• [Task to carry out]:
Look through the data below and work out how many lines contain the string "components". Give the number alone.

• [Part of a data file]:

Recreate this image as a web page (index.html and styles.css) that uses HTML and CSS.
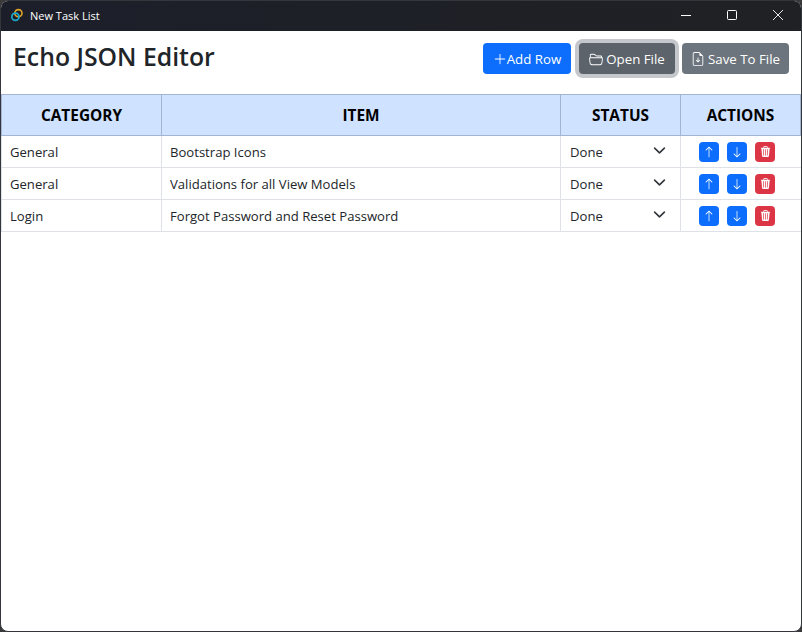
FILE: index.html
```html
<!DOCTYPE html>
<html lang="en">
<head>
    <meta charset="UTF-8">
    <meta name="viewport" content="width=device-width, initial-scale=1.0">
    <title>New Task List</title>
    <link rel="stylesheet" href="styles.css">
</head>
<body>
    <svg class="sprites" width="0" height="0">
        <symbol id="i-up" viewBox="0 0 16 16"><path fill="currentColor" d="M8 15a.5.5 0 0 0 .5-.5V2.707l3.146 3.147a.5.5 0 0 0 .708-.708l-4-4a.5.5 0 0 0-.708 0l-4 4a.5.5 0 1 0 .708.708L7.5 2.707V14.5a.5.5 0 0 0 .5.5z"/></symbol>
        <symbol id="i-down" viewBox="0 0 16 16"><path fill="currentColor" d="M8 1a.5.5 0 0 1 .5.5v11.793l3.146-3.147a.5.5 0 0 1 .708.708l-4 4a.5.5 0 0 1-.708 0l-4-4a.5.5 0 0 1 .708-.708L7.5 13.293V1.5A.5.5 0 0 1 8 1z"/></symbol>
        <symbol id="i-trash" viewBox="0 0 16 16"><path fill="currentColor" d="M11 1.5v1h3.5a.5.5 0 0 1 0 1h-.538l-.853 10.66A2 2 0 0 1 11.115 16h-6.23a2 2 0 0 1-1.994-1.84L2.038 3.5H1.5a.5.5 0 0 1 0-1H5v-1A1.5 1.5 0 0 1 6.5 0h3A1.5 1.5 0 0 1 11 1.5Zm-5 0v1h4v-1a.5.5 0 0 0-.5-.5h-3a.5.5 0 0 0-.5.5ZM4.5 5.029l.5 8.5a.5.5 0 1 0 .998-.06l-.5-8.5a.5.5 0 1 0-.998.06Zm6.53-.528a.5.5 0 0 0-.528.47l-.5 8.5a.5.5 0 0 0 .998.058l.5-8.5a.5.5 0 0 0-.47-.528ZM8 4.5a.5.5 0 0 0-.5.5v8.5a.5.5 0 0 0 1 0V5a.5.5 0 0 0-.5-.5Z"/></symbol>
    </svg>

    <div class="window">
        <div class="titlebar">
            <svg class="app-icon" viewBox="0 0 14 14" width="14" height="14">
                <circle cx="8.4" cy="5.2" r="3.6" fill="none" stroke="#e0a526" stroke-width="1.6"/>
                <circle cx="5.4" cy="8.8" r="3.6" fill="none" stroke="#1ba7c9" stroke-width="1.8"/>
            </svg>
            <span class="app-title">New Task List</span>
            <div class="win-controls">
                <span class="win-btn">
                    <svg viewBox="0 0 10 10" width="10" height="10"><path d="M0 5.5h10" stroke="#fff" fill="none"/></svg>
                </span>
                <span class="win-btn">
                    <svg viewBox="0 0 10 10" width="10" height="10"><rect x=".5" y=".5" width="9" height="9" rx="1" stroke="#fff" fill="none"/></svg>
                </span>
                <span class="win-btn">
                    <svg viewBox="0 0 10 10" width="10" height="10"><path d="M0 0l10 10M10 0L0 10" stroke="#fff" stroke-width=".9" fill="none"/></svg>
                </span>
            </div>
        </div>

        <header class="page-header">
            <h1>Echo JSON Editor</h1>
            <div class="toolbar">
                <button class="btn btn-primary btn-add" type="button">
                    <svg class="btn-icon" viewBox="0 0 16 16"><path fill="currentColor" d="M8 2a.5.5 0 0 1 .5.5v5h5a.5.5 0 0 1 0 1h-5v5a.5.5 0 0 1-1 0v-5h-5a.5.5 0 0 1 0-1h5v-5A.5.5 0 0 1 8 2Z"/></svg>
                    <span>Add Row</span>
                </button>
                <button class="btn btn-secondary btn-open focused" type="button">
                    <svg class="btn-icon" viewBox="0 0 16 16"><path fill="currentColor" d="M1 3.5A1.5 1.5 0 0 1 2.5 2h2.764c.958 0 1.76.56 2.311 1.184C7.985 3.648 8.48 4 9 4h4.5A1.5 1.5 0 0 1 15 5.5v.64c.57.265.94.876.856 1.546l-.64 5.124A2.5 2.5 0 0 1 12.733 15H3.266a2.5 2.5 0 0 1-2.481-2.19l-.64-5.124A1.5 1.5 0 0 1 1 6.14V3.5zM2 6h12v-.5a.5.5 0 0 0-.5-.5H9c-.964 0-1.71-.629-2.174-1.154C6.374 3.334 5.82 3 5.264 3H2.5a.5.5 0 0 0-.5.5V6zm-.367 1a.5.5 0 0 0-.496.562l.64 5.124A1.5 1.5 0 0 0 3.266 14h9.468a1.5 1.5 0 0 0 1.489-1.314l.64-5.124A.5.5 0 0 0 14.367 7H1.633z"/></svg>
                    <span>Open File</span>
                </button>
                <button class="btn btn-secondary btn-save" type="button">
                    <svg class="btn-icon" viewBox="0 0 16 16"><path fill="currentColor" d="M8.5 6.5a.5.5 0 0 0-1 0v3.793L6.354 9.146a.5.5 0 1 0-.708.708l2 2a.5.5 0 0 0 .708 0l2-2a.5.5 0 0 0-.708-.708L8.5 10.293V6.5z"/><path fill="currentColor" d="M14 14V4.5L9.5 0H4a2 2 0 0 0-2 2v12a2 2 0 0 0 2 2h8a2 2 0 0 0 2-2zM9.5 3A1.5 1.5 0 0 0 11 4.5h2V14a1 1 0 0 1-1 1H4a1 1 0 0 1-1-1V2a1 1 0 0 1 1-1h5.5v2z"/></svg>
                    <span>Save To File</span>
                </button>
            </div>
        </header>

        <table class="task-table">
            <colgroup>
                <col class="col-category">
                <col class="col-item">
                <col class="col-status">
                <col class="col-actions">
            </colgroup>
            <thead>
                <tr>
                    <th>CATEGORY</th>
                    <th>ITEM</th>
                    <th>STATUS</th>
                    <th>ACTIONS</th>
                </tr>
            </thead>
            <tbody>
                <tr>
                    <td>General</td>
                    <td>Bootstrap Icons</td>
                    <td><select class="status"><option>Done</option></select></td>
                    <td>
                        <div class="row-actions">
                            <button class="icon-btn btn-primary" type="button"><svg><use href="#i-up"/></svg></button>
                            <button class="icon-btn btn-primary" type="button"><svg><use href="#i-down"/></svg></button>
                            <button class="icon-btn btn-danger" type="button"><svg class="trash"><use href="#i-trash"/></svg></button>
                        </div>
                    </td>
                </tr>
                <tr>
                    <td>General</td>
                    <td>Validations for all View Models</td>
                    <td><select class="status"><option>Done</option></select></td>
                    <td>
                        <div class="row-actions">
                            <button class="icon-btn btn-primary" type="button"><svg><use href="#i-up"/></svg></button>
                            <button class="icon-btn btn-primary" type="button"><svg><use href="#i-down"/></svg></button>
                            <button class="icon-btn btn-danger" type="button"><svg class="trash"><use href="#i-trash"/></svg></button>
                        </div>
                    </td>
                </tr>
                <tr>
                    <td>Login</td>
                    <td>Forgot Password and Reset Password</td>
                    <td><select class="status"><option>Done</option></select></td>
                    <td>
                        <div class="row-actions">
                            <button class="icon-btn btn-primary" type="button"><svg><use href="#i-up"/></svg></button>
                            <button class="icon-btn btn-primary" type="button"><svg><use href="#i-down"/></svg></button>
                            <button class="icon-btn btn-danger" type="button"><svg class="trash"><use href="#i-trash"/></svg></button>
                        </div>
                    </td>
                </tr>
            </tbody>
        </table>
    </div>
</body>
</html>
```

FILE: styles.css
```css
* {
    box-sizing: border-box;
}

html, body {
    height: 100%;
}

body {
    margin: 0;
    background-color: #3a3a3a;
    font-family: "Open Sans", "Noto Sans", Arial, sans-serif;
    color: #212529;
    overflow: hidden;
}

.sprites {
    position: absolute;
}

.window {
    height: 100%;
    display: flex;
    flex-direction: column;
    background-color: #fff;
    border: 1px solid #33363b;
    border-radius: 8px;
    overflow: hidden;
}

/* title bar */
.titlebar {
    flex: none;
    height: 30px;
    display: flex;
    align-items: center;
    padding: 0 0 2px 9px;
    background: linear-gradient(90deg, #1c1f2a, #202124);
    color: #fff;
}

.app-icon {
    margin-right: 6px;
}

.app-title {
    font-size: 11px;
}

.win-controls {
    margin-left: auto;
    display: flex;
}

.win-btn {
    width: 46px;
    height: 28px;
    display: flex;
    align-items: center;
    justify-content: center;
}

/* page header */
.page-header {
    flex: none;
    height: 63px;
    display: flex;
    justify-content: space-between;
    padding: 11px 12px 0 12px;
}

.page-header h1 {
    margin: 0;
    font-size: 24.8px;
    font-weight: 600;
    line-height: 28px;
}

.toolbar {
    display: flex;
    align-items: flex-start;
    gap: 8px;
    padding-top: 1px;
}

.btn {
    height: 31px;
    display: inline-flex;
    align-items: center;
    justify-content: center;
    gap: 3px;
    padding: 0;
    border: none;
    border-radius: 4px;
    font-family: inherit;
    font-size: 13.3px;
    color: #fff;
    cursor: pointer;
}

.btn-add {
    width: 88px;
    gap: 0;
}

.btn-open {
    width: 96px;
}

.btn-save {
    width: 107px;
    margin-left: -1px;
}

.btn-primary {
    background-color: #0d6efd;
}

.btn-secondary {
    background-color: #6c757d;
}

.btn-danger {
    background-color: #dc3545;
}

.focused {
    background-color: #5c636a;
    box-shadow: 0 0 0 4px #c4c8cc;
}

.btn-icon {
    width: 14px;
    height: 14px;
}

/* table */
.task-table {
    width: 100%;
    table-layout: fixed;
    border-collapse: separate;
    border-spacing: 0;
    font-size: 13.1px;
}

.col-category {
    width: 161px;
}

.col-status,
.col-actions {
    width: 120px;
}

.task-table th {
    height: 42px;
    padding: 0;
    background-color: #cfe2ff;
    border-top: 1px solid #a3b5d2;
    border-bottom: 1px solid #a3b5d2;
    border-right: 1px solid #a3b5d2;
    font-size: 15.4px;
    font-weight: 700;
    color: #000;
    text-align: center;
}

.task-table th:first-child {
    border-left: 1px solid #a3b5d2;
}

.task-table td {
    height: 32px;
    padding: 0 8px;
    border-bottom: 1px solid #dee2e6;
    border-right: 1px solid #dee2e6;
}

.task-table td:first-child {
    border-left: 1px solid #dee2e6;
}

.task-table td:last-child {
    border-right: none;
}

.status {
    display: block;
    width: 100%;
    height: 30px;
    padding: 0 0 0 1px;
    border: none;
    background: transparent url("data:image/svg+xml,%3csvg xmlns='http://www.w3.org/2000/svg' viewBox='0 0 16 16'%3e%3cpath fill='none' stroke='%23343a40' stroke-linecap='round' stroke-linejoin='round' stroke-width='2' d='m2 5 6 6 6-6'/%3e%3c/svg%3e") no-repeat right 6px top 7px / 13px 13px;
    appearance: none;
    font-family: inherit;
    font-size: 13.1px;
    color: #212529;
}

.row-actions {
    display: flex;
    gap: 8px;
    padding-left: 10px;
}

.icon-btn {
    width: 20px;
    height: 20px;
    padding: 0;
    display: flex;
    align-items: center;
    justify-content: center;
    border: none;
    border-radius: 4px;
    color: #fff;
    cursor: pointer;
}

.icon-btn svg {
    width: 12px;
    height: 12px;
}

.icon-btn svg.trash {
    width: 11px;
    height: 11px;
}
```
* * *
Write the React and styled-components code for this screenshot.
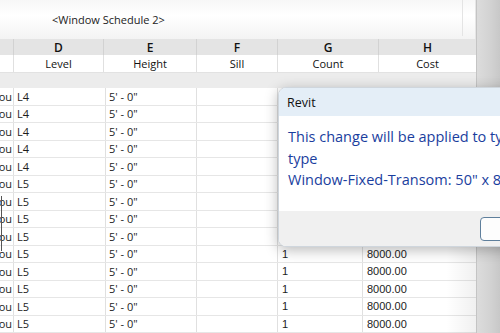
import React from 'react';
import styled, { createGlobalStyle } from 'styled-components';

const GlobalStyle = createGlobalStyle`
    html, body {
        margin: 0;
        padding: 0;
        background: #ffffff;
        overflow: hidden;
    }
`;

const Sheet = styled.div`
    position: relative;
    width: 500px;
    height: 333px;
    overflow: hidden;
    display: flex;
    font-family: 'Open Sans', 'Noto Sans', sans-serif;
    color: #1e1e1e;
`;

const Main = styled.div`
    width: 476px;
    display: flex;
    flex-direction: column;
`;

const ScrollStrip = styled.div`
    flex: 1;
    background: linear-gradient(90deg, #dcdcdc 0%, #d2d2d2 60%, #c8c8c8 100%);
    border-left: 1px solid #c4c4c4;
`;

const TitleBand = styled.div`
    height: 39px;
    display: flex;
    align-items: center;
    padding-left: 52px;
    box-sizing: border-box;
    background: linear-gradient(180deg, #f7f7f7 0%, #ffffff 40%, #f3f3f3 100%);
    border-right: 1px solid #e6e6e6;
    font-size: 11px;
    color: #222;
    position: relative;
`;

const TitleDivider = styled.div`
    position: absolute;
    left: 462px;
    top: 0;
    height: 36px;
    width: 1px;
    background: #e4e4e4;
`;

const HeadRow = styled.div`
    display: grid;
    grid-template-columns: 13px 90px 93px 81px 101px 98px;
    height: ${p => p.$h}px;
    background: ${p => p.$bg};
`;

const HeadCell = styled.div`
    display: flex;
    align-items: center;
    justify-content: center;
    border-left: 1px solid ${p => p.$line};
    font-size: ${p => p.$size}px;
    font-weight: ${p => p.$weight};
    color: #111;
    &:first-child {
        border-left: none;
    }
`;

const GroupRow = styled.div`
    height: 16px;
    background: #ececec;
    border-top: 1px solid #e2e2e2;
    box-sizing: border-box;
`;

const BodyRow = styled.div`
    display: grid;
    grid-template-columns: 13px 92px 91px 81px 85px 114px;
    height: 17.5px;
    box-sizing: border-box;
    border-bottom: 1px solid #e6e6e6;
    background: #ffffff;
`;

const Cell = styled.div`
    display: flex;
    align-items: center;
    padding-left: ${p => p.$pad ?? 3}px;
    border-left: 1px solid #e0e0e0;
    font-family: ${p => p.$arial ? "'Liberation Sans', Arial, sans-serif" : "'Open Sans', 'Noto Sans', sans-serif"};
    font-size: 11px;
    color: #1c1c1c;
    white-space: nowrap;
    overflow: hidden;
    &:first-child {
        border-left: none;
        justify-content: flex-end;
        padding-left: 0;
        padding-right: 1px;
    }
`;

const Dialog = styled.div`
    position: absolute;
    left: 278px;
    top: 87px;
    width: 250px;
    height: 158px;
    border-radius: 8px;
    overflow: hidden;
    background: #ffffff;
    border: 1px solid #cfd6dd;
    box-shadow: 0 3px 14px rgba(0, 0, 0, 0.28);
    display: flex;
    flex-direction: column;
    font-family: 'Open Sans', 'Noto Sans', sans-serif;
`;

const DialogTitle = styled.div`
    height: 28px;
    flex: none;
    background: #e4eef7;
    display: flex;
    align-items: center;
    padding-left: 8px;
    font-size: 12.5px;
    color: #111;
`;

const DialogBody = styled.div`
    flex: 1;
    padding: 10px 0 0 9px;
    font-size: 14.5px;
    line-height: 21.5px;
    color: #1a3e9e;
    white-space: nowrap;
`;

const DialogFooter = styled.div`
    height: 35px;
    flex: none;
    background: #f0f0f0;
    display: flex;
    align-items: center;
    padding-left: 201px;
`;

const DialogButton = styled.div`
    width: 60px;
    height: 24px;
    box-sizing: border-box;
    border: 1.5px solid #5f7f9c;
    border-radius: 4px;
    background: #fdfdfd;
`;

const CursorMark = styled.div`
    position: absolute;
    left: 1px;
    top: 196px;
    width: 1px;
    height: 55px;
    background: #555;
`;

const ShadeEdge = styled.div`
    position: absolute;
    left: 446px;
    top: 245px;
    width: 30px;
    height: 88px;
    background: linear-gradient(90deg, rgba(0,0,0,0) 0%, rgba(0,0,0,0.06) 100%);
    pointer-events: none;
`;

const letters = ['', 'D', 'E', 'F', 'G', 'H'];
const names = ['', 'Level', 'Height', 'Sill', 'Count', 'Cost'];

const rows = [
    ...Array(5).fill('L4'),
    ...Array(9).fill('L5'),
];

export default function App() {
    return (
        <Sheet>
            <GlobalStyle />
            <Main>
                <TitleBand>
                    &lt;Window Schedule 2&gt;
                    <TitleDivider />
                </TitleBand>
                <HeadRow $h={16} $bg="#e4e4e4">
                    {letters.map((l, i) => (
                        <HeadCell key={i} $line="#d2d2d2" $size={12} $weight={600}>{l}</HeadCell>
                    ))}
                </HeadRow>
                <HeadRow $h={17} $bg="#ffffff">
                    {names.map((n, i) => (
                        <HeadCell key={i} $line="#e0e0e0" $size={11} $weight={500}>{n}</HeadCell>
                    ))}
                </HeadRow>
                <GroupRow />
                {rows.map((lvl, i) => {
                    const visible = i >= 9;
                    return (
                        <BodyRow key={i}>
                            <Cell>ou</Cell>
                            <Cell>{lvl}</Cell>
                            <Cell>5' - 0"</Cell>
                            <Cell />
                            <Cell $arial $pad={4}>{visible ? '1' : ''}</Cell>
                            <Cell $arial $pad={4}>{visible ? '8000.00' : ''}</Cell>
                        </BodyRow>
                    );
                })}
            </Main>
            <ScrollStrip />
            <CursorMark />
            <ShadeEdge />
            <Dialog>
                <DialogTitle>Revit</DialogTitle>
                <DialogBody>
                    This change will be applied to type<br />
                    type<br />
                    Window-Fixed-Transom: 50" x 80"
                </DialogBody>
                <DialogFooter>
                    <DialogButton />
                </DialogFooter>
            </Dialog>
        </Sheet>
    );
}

• [The completed task]:
2